At the recent Ignite, Microsoft announced the public preview of Azure Chaos Studio, a fully-managed experimentation service to help customers track, measure, and mitigate faults with controlled chaos engineering to improve the resilience of their cloud applications.
With Azure Chaos Studio, users can apply chaos engineering - a method of experimenting with controlled fault injection against their applications to help them measure, understand and improve resilience against real-world incidents, such as region outages or memory leaks in an application. Moreover, chaos engineering is getting more adoption according to a recent InfoQ DevOps and Cloud Trends report – and also quickly becoming a standard way to test complex systems before real-world outages put those systems to the test.
Azure Chaos Studio lets customers model and deliberately introduce faults that simulate real-world outages and validate how their application performs under those scenarios. Internally the company uses the same capabilities as the service now offers for customers. For example, in a Microsoft Tech Community blog post, John Engel-Kemnetz, program manager for Microsoft Azure Chaos Studio, points out the need for the service:
Whether you are developing a new application that will be hosted on Azure, migrating an existing application to Azure, or operating an application that already runs on Azure, it is important to improve your application's ability to handle and recover from disruptions that can negatively impact your customers experience and erode their trust in your business or mission. To avoid these negative consequences, you need to validate that your application responds effectively to disruptions that could be caused by a service you depend on, disruptions caused by a failure in the service itself, or even disruptions to incident response tooling and processes.

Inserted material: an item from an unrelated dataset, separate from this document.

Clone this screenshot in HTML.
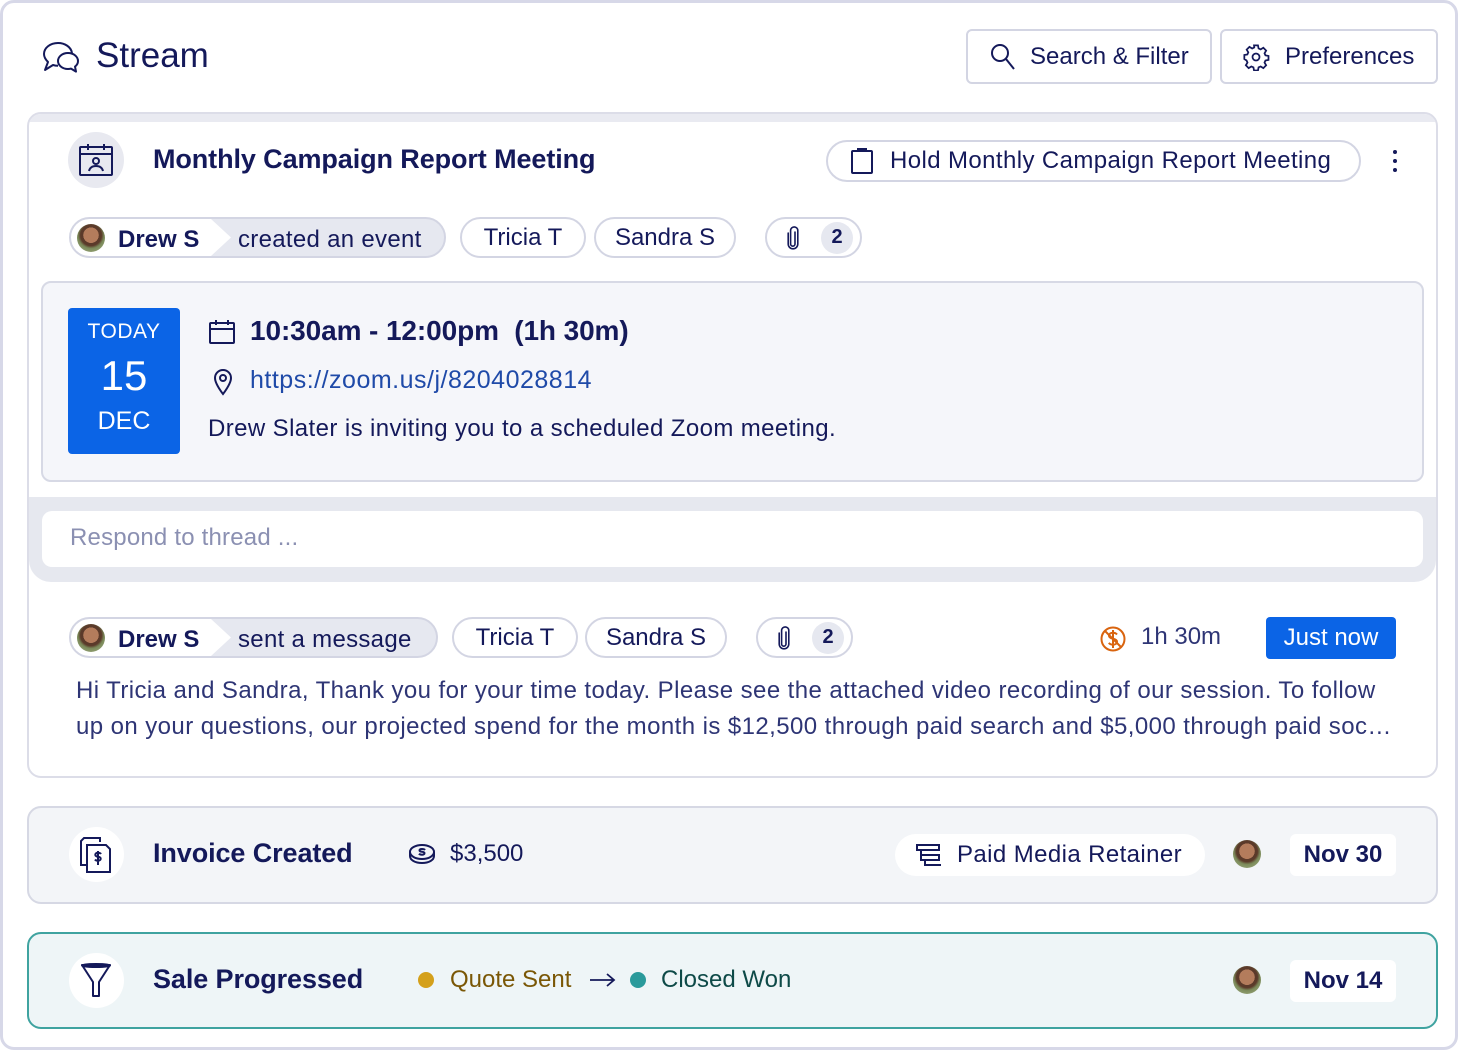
<!DOCTYPE html>
<html><head><meta charset="utf-8">
<style>
*{box-sizing:border-box;margin:0;padding:0}
body{width:1458px;height:1050px;background:#fff;font-family:"Liberation Sans",Arial,sans-serif;color:#14195a;position:relative;overflow:hidden}
.a{position:absolute}
.frame{left:0;top:0;width:1458px;height:1050px;border:3px solid #d7d8e8;border-radius:14px}
.btn{border:2px solid #d3d5e3;border-radius:6px;background:#fff;display:flex;align-items:center;font-size:24px;color:#14195a}
.pill{border:2px solid #d3d5e3;border-radius:22px;background:#fff;display:flex;align-items:center;font-size:24px;color:#14195a;height:41px}
.card{border:2px solid #dcdde8;border-radius:14px}
.av{border-radius:50%;background:radial-gradient(circle at 50% 40%,#b47c5c 0 35%,#5b3a2a 36% 48%,#7b8a5a 60%,#a8b48a 100%)}
.t{white-space:nowrap}
</style></head><body>
<div class="a frame"></div>

<svg class="a" style="left:42px;top:40px" width="40" height="34" viewBox="0 0 40 34" fill="none" stroke="#14195a" stroke-width="2" stroke-linejoin="round">
<path d="M16 3C8 3 2 8 2 14c0 3 2 6 4 8l-3 8 8-5c2 .6 3 .8 5 .8"/>
<path d="M16 3c7 0 13 4 14 10"/>
<path d="M26 13c-6 0-10 4-10 8s4 8 10 8c1 0 2 0 3-.4l5 3-1-5c2-1.5 3-3.5 3-5.6 0-4-4-8-10-8z"/>
</svg>
<div class="a t" style="left:96px;top:36px;font-size:35px">Stream</div>

<div class="a btn" style="left:966px;top:29px;width:246px;height:55px">
<svg style="margin-left:22px" width="26" height="28" viewBox="0 0 26 28" fill="none" stroke="#14195a" stroke-width="2"><circle cx="10" cy="10" r="8"/><path d="M16 16l8 10"/></svg>
<span style="margin-left:14px">Search &amp; Filter</span></div>
<div class="a btn" style="left:1220px;top:29px;width:218px;height:55px">
<svg style="margin-left:20px" width="28" height="28" viewBox="0 0 24 24" fill="none" stroke="#14195a" stroke-width="1.5"><circle cx="12" cy="12" r="3"/><path d="M10.3 2h3.4l.5 2.6 1.8.9 2.3-1.4 2.4 2.4-1.4 2.3.8 1.8 2.6.5v3.4l-2.6.5-.8 1.8 1.4 2.3-2.4 2.4-2.3-1.4-1.8.8-.5 2.7h-3.4l-.5-2.7-1.8-.8-2.3 1.4-2.4-2.4 1.4-2.3-.8-1.8L2 13.7v-3.4l2.6-.5.8-1.8L4 5.7l2.4-2.4 2.3 1.4 1.8-.9z"/></svg>
<span style="margin-left:15px">Preferences</span></div>

<div class="a card" style="left:27px;top:112px;width:1411px;height:666px;background:#fff;overflow:hidden">
 <div class="a" style="left:0;top:0;width:100%;height:8px;background:#e9eaf1"></div>
 <div class="a" style="left:0;top:383px;width:100%;height:85px;background:#e6e8ef;border-radius:0 0 22px 22px"></div>
</div>
<div class="a" style="left:68px;top:132px;width:56px;height:56px;border-radius:50%;background:#e8e9f0"></div>
<svg class="a" style="left:78px;top:143px" width="36" height="34" viewBox="0 0 36 34" fill="none" stroke="#14195a" stroke-width="2"><rect x="2" y="4" width="32" height="28" rx="1"/><path d="M2 11h32M10 1v6M26 1v6"/><circle cx="18" cy="18" r="3"/><path d="M11 28c1-4 4-5 7-5s6 1 7 5"/></svg>
<div class="a t" style="left:153px;top:144px;font-size:27px;font-weight:bold;letter-spacing:-0.1px">Monthly Campaign Report Meeting</div>

<div class="a pill" style="left:826px;top:140px;width:535px;height:42px">
<svg style="margin-left:22px" width="24" height="28" viewBox="0 0 24 28" fill="none" stroke="#14195a" stroke-width="2"><rect x="2" y="4" width="20" height="22" rx="1"/><path d="M8 4V2h8v2"/></svg>
<span style="margin-left:16px;letter-spacing:0.4px">Hold Monthly Campaign Report Meeting</span></div>
<div class="a" style="left:1393px;top:150px;width:4px;height:4px;border-radius:50%;background:#14195a;box-shadow:0 9px 0 #14195a,0 18px 0 #14195a"></div>

<div class="a pill" style="left:69px;top:217px;width:377px;background:#e6e8f0;overflow:hidden">
 <div class="a" style="left:0;top:0;width:160px;height:100%;background:#fff;clip-path:polygon(0 0,140px 0,160px 50%,140px 100%,0 100%);border-radius:20px 0 0 20px"></div>
 <div class="a av" style="left:6px;top:5px;width:28px;height:28px"></div>
 <span class="a t" style="left:47px;top:7px;font-weight:bold">Drew S</span>
 <span class="a t" style="left:167px;top:7px;letter-spacing:0.3px">created an event</span>
</div>
<div class="a pill" style="left:460px;top:217px;width:126px;justify-content:center">Tricia T</div>
<div class="a pill" style="left:594px;top:217px;width:142px;justify-content:center">Sandra S</div>
<div class="a pill" style="left:765px;top:217px;width:97px">
<svg style="margin-left:18px" width="16" height="26" viewBox="0 0 16 26" fill="none" stroke="#14195a" stroke-width="1.6" stroke-linecap="round"><path d="M10 7v12a2.2 2.2 0 0 1-4.4 0V5.5a3.6 3.6 0 0 1 7.2 0V19a4.8 4.8 0 0 1-9.6 0V8"/></svg>
<span style="margin-left:20px;width:32px;height:32px;border-radius:50%;background:#e6e8f0;display:flex;align-items:center;justify-content:center;font-size:20px;font-weight:bold">2</span></div>

<div class="a" style="left:41px;top:281px;width:1383px;height:201px;background:#f5f6fa;border:2px solid #d7d9e5;border-radius:10px"></div>
<div class="a" style="left:68px;top:308px;width:112px;height:146px;background:#0b64e6;border-radius:4px;color:#fff;text-align:center">
 <div style="font-size:21px;margin-top:12px;line-height:24px;letter-spacing:0.5px">TODAY</div>
 <div style="font-size:42px;margin-top:10px;line-height:44px">15</div>
 <div style="font-size:25px;margin-top:9px;line-height:28px">DEC</div>
</div>
<svg class="a" style="left:208px;top:319px" width="28" height="26" viewBox="0 0 28 26" fill="none" stroke="#14195a" stroke-width="2"><rect x="2" y="4" width="24" height="20" rx="1"/><path d="M2 10h24M8 1v5M20 1v5"/></svg>
<div class="a t" style="left:250px;top:315px;font-size:28px;font-weight:bold;letter-spacing:-0.1px">10:30am - 12:00pm &nbsp;(1h 30m)</div>
<svg class="a" style="left:212px;top:368px" width="22" height="28" viewBox="0 0 22 28" fill="none" stroke="#14195a" stroke-width="2"><path d="M11 26S3 16 3 10a8 8 0 0 1 16 0c0 6-8 16-8 16z"/><circle cx="11" cy="10" r="3"/></svg>
<div class="a t" style="left:250px;top:366px;font-size:25px;color:#1f4aa8;letter-spacing:0.5px">https://zoom.us/j/8204028814</div>
<div class="a t" style="left:208px;top:415px;font-size:24px;letter-spacing:0.4px">Drew Slater is inviting you to a scheduled Zoom meeting.</div>

<div class="a" style="left:42px;top:511px;width:1381px;height:56px;background:#fff;border-radius:10px"></div>
<div class="a t" style="left:70px;top:524px;font-size:24px;color:#8b90b2;letter-spacing:0.2px">Respond to thread ...</div>

<div class="a pill" style="left:69px;top:617px;width:369px;background:#e6e8f0;overflow:hidden">
 <div class="a" style="left:0;top:0;width:160px;height:100%;background:#fff;clip-path:polygon(0 0,140px 0,160px 50%,140px 100%,0 100%);border-radius:20px 0 0 20px"></div>
 <div class="a av" style="left:6px;top:5px;width:28px;height:28px"></div>
 <span class="a t" style="left:47px;top:7px;font-weight:bold">Drew S</span>
 <span class="a t" style="left:167px;top:7px;letter-spacing:0.3px">sent a message</span>
</div>
<div class="a pill" style="left:452px;top:617px;width:126px;justify-content:center">Tricia T</div>
<div class="a pill" style="left:585px;top:617px;width:142px;justify-content:center">Sandra S</div>
<div class="a pill" style="left:756px;top:617px;width:97px">
<svg style="margin-left:18px" width="16" height="26" viewBox="0 0 16 26" fill="none" stroke="#14195a" stroke-width="1.6" stroke-linecap="round"><path d="M10 7v12a2.2 2.2 0 0 1-4.4 0V5.5a3.6 3.6 0 0 1 7.2 0V19a4.8 4.8 0 0 1-9.6 0V8"/></svg>
<span style="margin-left:20px;width:32px;height:32px;border-radius:50%;background:#e6e8f0;display:flex;align-items:center;justify-content:center;font-size:20px;font-weight:bold">2</span></div>
<svg class="a" style="left:1099px;top:625px" width="28" height="28" viewBox="0 0 28 28" fill="none" stroke="#d9640f" stroke-width="2"><circle cx="14" cy="14" r="11.5"/><path d="M6 6l16 16"/><path d="M18 9.5c-1-1.3-2.5-1.8-4-1.8-2.4 0-4 1.2-4 3s1.6 2.5 4 3 4 1.3 4 3-1.6 3-4 3c-1.7 0-3.2-.6-4.2-1.8M14 5v18"/></svg>
<div class="a t" style="left:1141px;top:623px;font-size:24px;color:#2e3575">1h 30m</div>
<div class="a" style="left:1266px;top:617px;width:130px;height:42px;background:#0b64e6;border-radius:4px;color:#fff;font-size:24px;display:flex;align-items:center;justify-content:center">Just now</div>
<div class="a" style="left:76px;top:673px;width:1330px;font-size:24px;line-height:36px;color:#2e3575;white-space:nowrap;overflow:hidden;text-overflow:ellipsis;letter-spacing:0.42px">Hi Tricia and Sandra, Thank you for your time today. Please see the attached video recording of our session. To follow</div>
<div class="a" style="left:76px;top:709px;width:1318px;font-size:24px;line-height:36px;color:#2e3575;white-space:nowrap;overflow:hidden;text-overflow:ellipsis;letter-spacing:0.42px">up on your questions, our projected spend for the month is $12,500 through paid search and $5,000 through paid social media.</div>

<div class="a card" style="left:27px;top:806px;width:1411px;height:98px;background:#f3f5f8;border-color:#d6d8e4"></div>
<div class="a" style="left:69px;top:827px;width:55px;height:55px;border-radius:50%;background:#fff"></div>
<svg class="a" style="left:80px;top:836px" width="32" height="38" viewBox="0 0 32 38" fill="none" stroke="#14195a" stroke-width="2"><path d="M20 6V2H4l-3 3v24h6"/><path d="M7 9h19l4 4v23H7z"/><path d="M21 18c-.6-1-1.7-1.3-3-1.3-1.6 0-2.7.8-2.7 2s1 1.7 2.7 2 2.7.9 2.7 2-1.1 2-2.7 2c-1.3 0-2.4-.4-3-1.2M18 15v14"/></svg>
<div class="a t" style="left:153px;top:838px;font-size:27px;font-weight:bold;letter-spacing:-0.1px">Invoice Created</div>
<svg class="a" style="left:408px;top:843px" width="28" height="22" viewBox="0 0 28 22" fill="none" stroke="#14195a" stroke-width="2"><ellipse cx="14" cy="9" rx="12" ry="7"/><path d="M2 9v4c0 4 5 7 12 7s12-3 12-7V9"/><path d="M17 7c-.6-.8-1.7-1-3-1-1.6 0-2.5.6-2.5 1.4s1 1.2 2.5 1.4 2.5.6 2.5 1.4-1 1.5-2.5 1.5c-1.3 0-2.4-.3-3-1"/></svg>
<div class="a t" style="left:450px;top:840px;font-size:24px">$3,500</div>
<div class="a" style="left:895px;top:834px;width:310px;height:42px;background:#fff;border-radius:21px;display:flex;align-items:center;font-size:24px">
<svg style="margin-left:20px" width="28" height="26" viewBox="0 0 28 26" fill="none" stroke="#14195a" stroke-width="2"><path d="M2 3h22v5H2zM6 8v5h18v5H6V8M10 18v5h16"/></svg>
<span style="margin-left:14px;letter-spacing:0.4px">Paid Media Retainer</span></div>
<div class="a av" style="left:1233px;top:840px;width:28px;height:28px"></div>
<div class="a" style="left:1290px;top:834px;width:106px;height:42px;background:#fff;border-radius:6px;font-size:24px;font-weight:bold;display:flex;align-items:center;justify-content:center">Nov 30</div>

<div class="a card" style="left:27px;top:932px;width:1411px;height:97px;background:#eef5f7;border-color:#3fa3a0"></div>
<div class="a" style="left:69px;top:953px;width:55px;height:55px;border-radius:50%;background:#fff"></div>
<svg class="a" style="left:80px;top:962px" width="32" height="36" viewBox="0 0 32 36" fill="none" stroke="#14195a" stroke-width="2" stroke-linejoin="round"><path d="M2 3h28L19 20v14h-6V20z"/><ellipse cx="16" cy="3.5" rx="14" ry="1.5"/></svg>
<div class="a t" style="left:153px;top:964px;font-size:27px;font-weight:bold;letter-spacing:-0.1px">Sale Progressed</div>
<div class="a" style="left:418px;top:972px;width:16px;height:16px;border-radius:50%;background:#d4a01b"></div>
<div class="a t" style="left:450px;top:966px;font-size:24px;color:#7a5706">Quote Sent</div>
<svg class="a" style="left:589px;top:972px" width="27" height="16" viewBox="0 0 27 16" fill="none" stroke="#14195a" stroke-width="1.8"><path d="M1 8h24M18 2l7 6-7 6"/></svg>
<div class="a" style="left:630px;top:972px;width:16px;height:16px;border-radius:50%;background:#2a9a9b"></div>
<div class="a t" style="left:661px;top:966px;font-size:24px;color:#0e4a48">Closed Won</div>
<div class="a av" style="left:1233px;top:966px;width:28px;height:28px"></div>
<div class="a" style="left:1290px;top:960px;width:106px;height:42px;background:#fff;border-radius:6px;font-size:24px;font-weight:bold;display:flex;align-items:center;justify-content:center">Nov 14</div>
</body></html>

Source: https://docs.microsoft.com/en-us/azure/chaos-studio/chaos-studio-tutorial-service-direct
Microsoft's Azure Chaos Studio is not the first tool supporting chaos engineering principles. In 2012, Netflix's engineering team launched Chaos Monkey, a widely used tool next to others like Gremlin, Chaos Mesh, Litmus, and ChaosBlade that came later. And AWS, a public cloud competitor of Microsoft, launched a service similar to Azure Chaos Studio with Amazon Fault Injector.
Tom Morgan, a Microsoft Teams Platform developer and Microsoft MVP, stated in his blog post the benefit of having chaos engineering as a service on Azure:
I think this is great for any Azure-based solution, including Teams Apps. Plenty of Teams Dev solutions use multiple Azure technologies such as Web Apps and Table Storage which need to work together. Furthermore, interruptions to any component can often have unexpected side effects, so testing out how solutions perform in less-than-ideal conditions will result in more resilient solutions and able to cope with issues in the real world.
Azure Chaos Studio is temporarily provided free of charge, and from April 4th, 2022, customers will be pay-as-you-go based on experiment execution according to the pricing details page. Further details and guidance on the service are available on the documentation landing page.